Motivation
Lately, I've been working with a client where my development computer is not connected to the Internet. This is a huge inconvenience, as the unavailability of Google and Stack Overflow vastly impact my productivity. Only recently have I begun to grasp how much of my time is actually spent copy/pasting between Visual Studio and the browser.
My office also features an Internet connected laptop and my development computer expose 3,5 mm jack sockets for audio devices. And thus my problems can be solved! Here's how I made a modem for closing the gap with Web Audio.
PS If you just want to try the modem already, head over to the live demo. Also check out the source code on github.
HTML5 to Modem
Our modern era copy/paste implementation will be based on the
Web Audio API
which
is supported by all major browsers.
Most notably we'll leverage instances of
OscillatorNode
to encode data as an audio signal composed of sinusoids at preselected
frequencies.
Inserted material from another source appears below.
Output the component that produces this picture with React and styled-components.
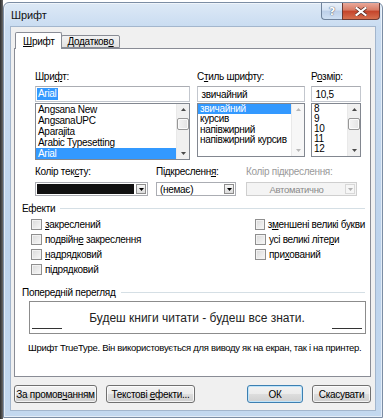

The audio signal is decomposed using an
AnalyserNode
in
our gap-closing endeavor.
Modulation
We can convert characters to integer values using ASCII encoding. Our encoding problem can thus be reduced to encoding values in the range 0 through 127.
With distinct frequencies, f0
through
f6
we can encode the bits comprising a 7-bit signal. We
let fi
be included in the encoded number n
if
n & (1 << i)
, i.e. the bit at position i
from the least significant bit in
the binary representation of n
equals 1
.
Demodulation
The decoding party knows which frequencies are used by the encoder. Figuring out if these are present in a recorded signal is done by applying a Fourier transform to the input signal. Significant peaks in the resulting frequency bins indicates which frequencies are in fact present in the recorded signal, and we can map these bins to the known frequencies.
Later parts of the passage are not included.